Zelaya wanted to rewrite the constitution, charging that the current one is skewed in favor of national elites (wonder what his stock is). The Army refused to cooperate, and the Supreme Court declared his scheme unconstitutional. He vowed to go on, anyway.

Mr. Zelaya called the action a kidnapping, and said he was still president. The U.S. and other countries condemned the coup. President Barack Obama said he was "deeply concerned" and called on all political actors in Honduras to "respect democratic norms." Venezuela President Hugo Chávez, a close ally of Mr. Zelaya and nemesis of the U.S., said he would consider it an ''act of war" if there were hostilities against his diplomats. "I have put the armed forces of Venezuela on alert," Mr. Chávez said.

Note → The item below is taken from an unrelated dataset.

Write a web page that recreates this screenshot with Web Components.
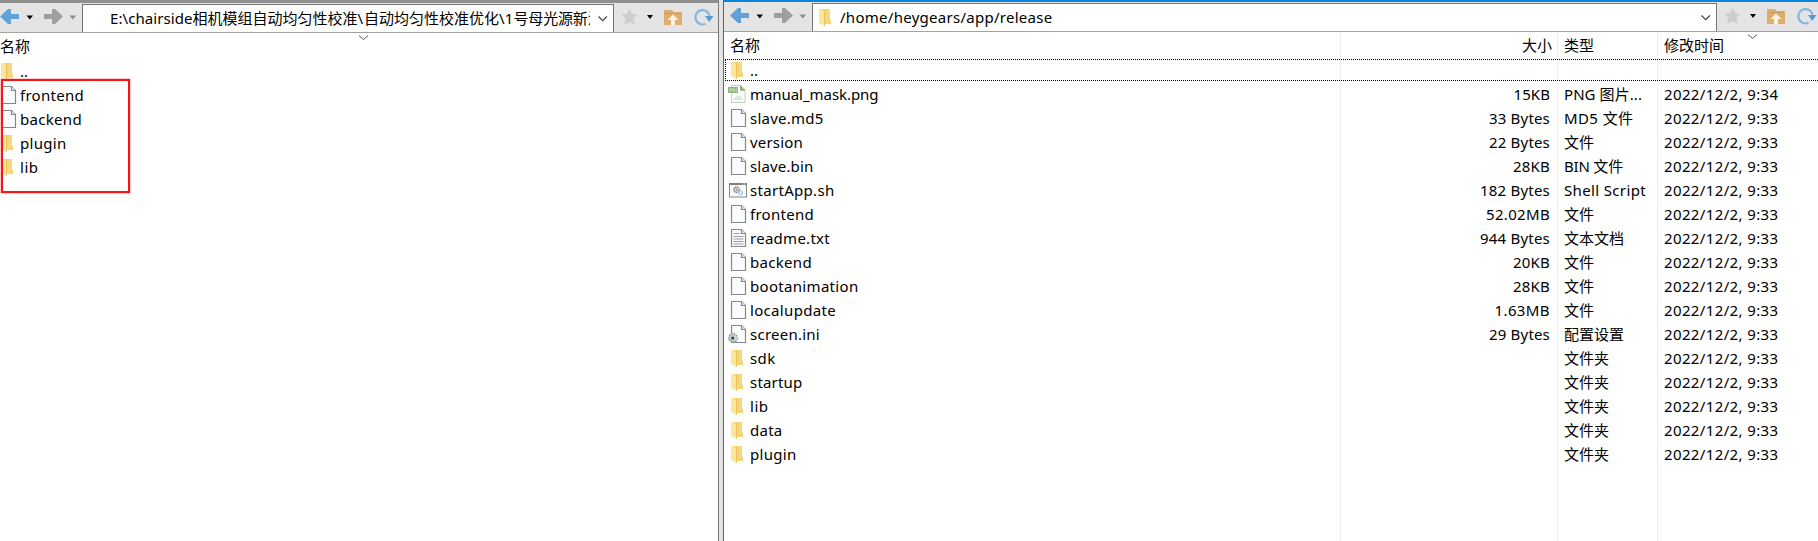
<!DOCTYPE html>
<html lang="zh-CN">
<head>
<meta charset="utf-8">
<title>File transfer</title>
<style>
html,body{margin:0;height:100%;overflow:hidden;background:#fff}
body{font:15px/24px "Noto Sans","Noto Sans CJK SC",sans-serif;color:#000}
</style>
</head>
<body>
<transfer-window></transfer-window>
<script>
// Text run whose letter spacing is tuned to an intended advance width.
class FitText extends HTMLElement {
  connectedCallback() {
    const root = this.attachShadow({mode: 'open'});
    root.innerHTML = '<style>:host{display:inline-block;white-space:pre;flex:none}span{display:inline-block}</style><span><slot></slot></span>';
    const w = parseFloat(this.getAttribute('w'));
    const s = root.querySelector('span');
    if (w) {
      const n = [...this.textContent].length;
      s.style.letterSpacing = ((w - s.getBoundingClientRect().width) / n) + 'px';
    }
  }
}
customElements.define('fit-text', FitText);

const page = '<path d="M3.500 2.500h10l4 4v13h-14z" fill="#fafbfb" stroke="#85888a" stroke-width="1.200"/><path d="M13.500 2.500v4h4" fill="#e8e9e9" stroke="#85888a" stroke-width="1.200"/>';
const ICONS = {
  folder: '<path d="M6 3h8v11h1v4H6z" fill="#f3d070"/><path d="M10 3h4v15H9z" fill="#f8d87c"/><path d="M3 3h2l4 3v14L3 17z" fill="#fde59c"/><path d="M9 6v14l-1-.5V5z" fill="#e9c35e"/>',
  file: page,
  txt: page + '<path d="M5.500 6.500h6M5.500 9.500h10M5.500 12h10M5.500 14.500h10M5.500 17h10" stroke="#9a9c9d" stroke-width="1"/>',
  png: '<path d="M3.500 2.500h9.500l4 4v13h-13.500z" fill="#fbfdfa" stroke="#bfd3b5"/><path d="M12 2l5.500 5.500H12z" fill="#9dbb8f"/><path d="M13 3v4h4" fill="none" stroke="#7fa66f"/><rect x="0" y="4" width="10" height="6" fill="#8fb67d"/><path d="M2 8.500v-3h1.500v1.500H2M5 8.500v-3l1.200 3v-3M9 5.500H8v3h1v-1.500" fill="none" stroke="#cfe0c8" stroke-width=".7"/><path d="M5 17l4-5 2 2 1.500-1.500L15 17z" fill="#d5e9e1"/>',
  sh: '<rect x="1.500" y="5" width="17" height="13" fill="#fafafa" stroke="#858585"/><path d="M1 5h18" stroke="#777" stroke-width="1.800"/><path d="M14 5h1m1 0h1" stroke="#eee"/><circle cx="8.500" cy="10.700" r="2.700" fill="#e7e7e7" stroke="#777" stroke-width="1.300" stroke-dasharray="1.300 .5"/><circle cx="8.500" cy="10.700" r=".9" fill="#777"/><circle cx="12.500" cy="13.600" r="1.900" fill="#edf7fc" stroke="#7fb0cc" stroke-width="1.200" stroke-dasharray="1 .4"/>',
  ini: page + '<circle cx="5" cy="15" r="4.200" fill="#c8cdd1" stroke="#9199a0" stroke-width="1.600" stroke-dasharray="1.500 1"/><circle cx="5" cy="15" r="3.300" fill="#bfc6cb"/><circle cx="4.700" cy="15" r="1.500" fill="#3c4248"/><path d="M7 13l1.500 2-1 2" stroke="#e9f0f4" fill="none"/>'
};

class FileIcon extends HTMLElement {
  connectedCallback() {
    this.attachShadow({mode: 'open'}).innerHTML =
      `<style>:host{display:block;flex:none;width:20px;height:24px}svg{display:block}</style><svg width="20" height="24" viewBox="0 0 20 24">${ICONS[this.getAttribute('name')]}</svg>`;
  }
}
customElements.define('file-icon', FileIcon);

class NavBar extends HTMLElement {
  connectedCallback() {
    this.attachShadow({mode: 'open'}).innerHTML = `<style>
      :host{display:flex;box-sizing:border-box;height:30px;background:#e4e4e4;border-bottom:1px solid #a2a2a2;overflow:hidden}
      svg{display:block;flex:none}
      .path{flex:1;min-width:0;display:flex;box-sizing:border-box;height:29px;margin-top:1px;border:1px solid #757575;border-width:1px 1px 0;background:#fff}
      .addr{flex:1;min-width:0;overflow:hidden;display:flex;line-height:26px;margin-right:1px}
      .path svg{margin-right:-1px}
    </style>
    <svg width="82" height="29" viewBox="0 0 82 29">
      <path d="M0 13.500L8 6h3v5h8v5h-8v5H8z" fill="#60a2d7"/><path d="M26.500 12.500h6.500l-3.200 4z" fill="#000"/>
      <path d="M63 13.500L55 6h-3v5h-8v5h8v5h3z" fill="#9f9f9f"/><path d="M69.500 12.500h6.500l-3.200 4z" fill="#8c8c8c"/>
    </svg>
    <div class="path"><div class="addr"><slot></slot></div>
    <svg width="23" height="28" viewBox="0 0 23 28"><path d="M7.500 11.500l4.200 4.200 4.200-4.200" fill="none" stroke="#444" stroke-width="1.200"/></svg></div>
    <svg width="104" height="29" viewBox="0 0 104 29">
      <path d="M15.500 6l2.500 5 5.500.8-4 3.900 1.400 6.300-5.400-3-5.400 3 1.400-6.300-4-3.900 5.500-.8z" fill="#cdcdcd"/>
      <path d="M33 12h6l-3 4z" fill="#000"/>
      <path d="M50 7h8l1.500 2H68v13H50z" fill="#dfad70"/><path d="M51 10.500h16" stroke="#d39a57"/><path d="M59 11.500l5.500 5.500h-3.500v5h-4v-5h-3.500z" fill="#fff1df"/>
      <path d="M91.500 20.800A7.200 7.200 0 1 1 95.700 14" fill="none" stroke="#84b6e0" stroke-width="2.200"/><path d="M91 13h8.500l-4.200 6z" fill="#529bd3"/>
    </svg>`;
  }
}
customElements.define('nav-bar', NavBar);

class FileRow extends HTMLElement {
  connectedCallback() {
    const a = n => this.getAttribute(n) || '';
    this.attachShadow({mode: 'open'}).innerHTML = `<style>
      :host{display:grid;grid-template-columns:var(--cols);height:24px;line-height:22px;white-space:pre}
      .name{display:flex;gap:2px;padding-left:var(--lead)}
      .size{text-align:right;padding-right:8px}
      .type,.date{padding-left:6px}
    </style>
    <div class="name"><file-icon name="${a('icon')}"></file-icon><fit-text w="${a('w')}">${a('name')}</fit-text></div>
    ${a('type') ? `<div class="size">${a('size') ? `<fit-text w="${a('sw')}">${a('size')}</fit-text>` : ''}</div>
    <div class="type"><fit-text w="${a('tw')}">${a('type')}</fit-text></div>
    <div class="date"><fit-text w="114.500">${a('date')}</fit-text></div>` : ''}`;
  }
}
customElements.define('file-row', FileRow);

const row = (icon, name, w, size, sw, type, tw, date = '2022/12/2, 9:33') =>
  `<file-row icon="${icon}" name="${name}" w="${w}" size="${size || ''}" sw="${sw || ''}" type="${type || ''}" tw="${tw || ''}" date="${date}"></file-row>`;
const caret = '<svg class="sort" width="11" height="6" viewBox="0 0 11 6"><path d="M1 .5l4.500 4 4.500-4" fill="none" stroke="#555" stroke-width="1"/></svg>';

class LocalPane extends HTMLElement {
  connectedCallback() {
    this.attachShadow({mode: 'open'}).innerHTML = `<style>
      :host{display:block;position:relative;box-sizing:border-box;width:719px;height:541px;border-top:3px solid #8f8f8f;border-right:1px solid #787878;background:#fff;overflow:hidden;--cols:1fr;--lead:0px}
      fit-text:first-child{margin-left:27px}
      .head{position:relative;height:27px;line-height:27px}
      .rows{margin-left:-2px}
      .sort{position:absolute;left:358px;top:2px}
      .mark{position:absolute;left:1px;top:76px;width:125px;height:110px;border:2px solid #f81414;box-shadow:0 0 0 .5px #ff9c9c}
    </style>
    <nav-bar><fit-text w="82.500">E:\\chairside</fit-text><fit-text w="165">相机模组自动均匀性校准</fit-text><fit-text w="6.500">\\</fit-text><fit-text w="135">自动均匀性校准优化</fit-text><fit-text w="14.500">\\1</fit-text><fit-text w="89">号母光源新治</fit-text></nav-bar>
    <div class="head">名称${caret}</div>
    <div class="rows">${row('folder','..',8)}${row('file','frontend',64)}${row('file','backend',62)}${row('folder','plugin',46.5)}${row('folder','lib',18.5)}</div>
    <div class="mark"></div>`;
  }
}
customElements.define('local-pane', LocalPane);

class RemotePane extends HTMLElement {
  connectedCallback() {
    this.attachShadow({mode: 'open'}).innerHTML = `<style>
      :host{display:flex;flex-direction:column;box-sizing:border-box;flex:1;height:541px;border-top:2px solid #0786dc;border-left:1px solid #0b7bc4;background:#fff;min-width:0;overflow:hidden;--cols:617px 217px 100px 1fr;--lead:4px}
      nav-bar{padding-left:6px;margin-right:-3px}
      file-icon{margin:2px 0 0 3px}
      nav-bar fit-text{margin-left:4px}
      .table{position:relative;flex:1}
      .head,.lines{display:grid;grid-template-columns:617px 217px 100px 1fr}
      .lines{position:absolute;inset:0}
      .lines i{box-sizing:border-box;border-right:1px solid #e6f0fa}
      .lines i:last-child{border:0}
      .head{position:relative;height:27px;line-height:27px}
      .head div{padding-left:6px}
      .head .r{text-align:right;padding-right:6px}
      .sort{position:absolute;left:1023px;top:2px}
      .rows{position:relative}
      .focus{position:absolute;left:1px;right:-2px;top:0;height:20px;border:1px dotted #000}
    </style>
    <nav-bar><file-icon name="folder"></file-icon><fit-text w="212.500">/home/heygears/app/release</fit-text></nav-bar>
    <div class="table"><div class="lines"><i></i><i></i><i></i><i></i></div>
    <div class="head"><div>名称</div><div class="r">大小</div><div>类型</div><div>修改时间</div>${caret}</div>
    <div class="rows"><div class="focus"></div>
    ${row('folder','..',8)}
    ${row('png','manual_mask.png',128.5,'15KB',36.5,'PNG 图片...',78,'2022/12/2, 9:34')}
    ${row('file','slave.md5',73.5,'33 Bytes',61,'MD5 文件',69.5)}
    ${row('file','version',53,'22 Bytes',61,'文件',30)}
    ${row('file','slave.bin',63.5,'28KB',37,'BIN 文件',59)}
    ${row('sh','startApp.sh',84.5,'182 Bytes',70,'Shell Script',82)}
    ${row('file','frontend',64,'52.02MB',64,'文件',30)}
    ${row('txt','readme.txt',80,'944 Bytes',70,'文本文档',60)}
    ${row('file','backend',62,'20KB',37,'文件',30)}
    ${row('file','bootanimation',108.5,'28KB',37,'文件',30)}
    ${row('file','localupdate',86,'1.63MB',55.5,'文件',30)}
    ${row('ini','screen.ini',70,'29 Bytes',61,'配置设置',60)}
    ${row('folder','sdk',25.5,'','','文件夹',45)}
    ${row('folder','startup',52.5,'','','文件夹',45)}
    ${row('folder','lib',18.5,'','','文件夹',45)}
    ${row('folder','data',32.5,'','','文件夹',45)}
    ${row('folder','plugin',46.5,'','','文件夹',45)}
    </div></div>`;
  }
}
customElements.define('remote-pane', RemotePane);

class TransferWindow extends HTMLElement {
  connectedCallback() {
    this.attachShadow({mode: 'open'}).innerHTML = `<style>
      :host{display:flex;width:1818px;height:541px;overflow:hidden}
      .gutter{width:4px;background:#e3e3e3;flex:none}
      local-pane{flex:none}
    </style><local-pane></local-pane><div class="gutter"></div><remote-pane></remote-pane>`;
  }
}
customElements.define('transfer-window', TransferWindow);
</script>
</body>
</html>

Well, a kidnapping? Yes. Chávez blusters any time he can. An act of war? What is he going to do? Invade?

Honduras's Supreme Court gave the order for the military to detain the president, according to a former Supreme Court official who is in touch with the court.

A former official? Now, if the Court issues an order, is that constitutional?

Later, Honduras's Congress formally removed Mr. Zelaya from the presidency and named congressional leader Roberto Micheletti as his successor until the end of Mr. Zelaya's term in January. Mr. Micheletti and others said they were the defenders, not opponents, of democratic rule.

'Tis a quandary.

Supporters of Honduras's President Manuel Zelaya demonstrate in front of a tire bonfire in Tegucigalpa.







Honduras, one of Latin America's poorest countries, was a staging area for the U.S.-backed Nicaraguan Contra rebels during the 1980s. The country of about eight million people subsists on exports of bananas, shrimp, coffee, apparel and remittances from Hondurans in the U.S.

Washington called the removal of President Zelaya a coup and said it wouldn't recognize any other leader. The U.S. stand was unpopular with Honduran deputies. One congressman, Toribio Aguilera, got prolonged applause from his colleagues when he urged the U.S. ambassador to reconsider. Mr. Aguilera said the U.S. didn't understand the danger that Mr. Zelaya and his friendships with Mr. Chavez and Cuba's Fidel Castro posed.

Between a rock and a hard place: Zelaya wasn't exactly respecting democracy, but removing him before his term expires isn't deemed acceptable. And many Hondureños did not like Zelaya.

Latin America analysts said the Honduran coup will complicate President Obama's efforts to re-engage a region where anti-Americanism has flourished in recent years. They said Mr. Chávez is likely to seize on the crisis to depict Central America as under attack.

Which is absurd; this is an internal Honduran matter, and Chávez is sticking his nose into it because he wants to exert regional influence.

As a result, analysts said Mr. Obama will need to aggressively call for the reinstatement of President Zelaya, despite U.S. concerns that he is seeking to mirror Mr. Chávez's campaign to secure limitless rule.

"It's very important for the U.S. to come out against the coup and make the point that the U.S. supports democracy unequivocally," said Kevin Casas-Zamora, Costa Rica's former vice president and a senior fellow at Washington's Brookings Institution. "This would prevent Chávez from stealing the show."

Mr. Casas-Zamora and other regional analysts said the coup raised questions about just how much influence Washington actually has in Central America, given the Obama administration's failed effort to avert it. Honduras receives more than $200 million in development aid from Washington annually.

At a Sunday news conference in Costa Rica, Honduran President Manuel Zelaya, ousted at gunpoint by the army hours earlier, denounced his exile as a kidnapping.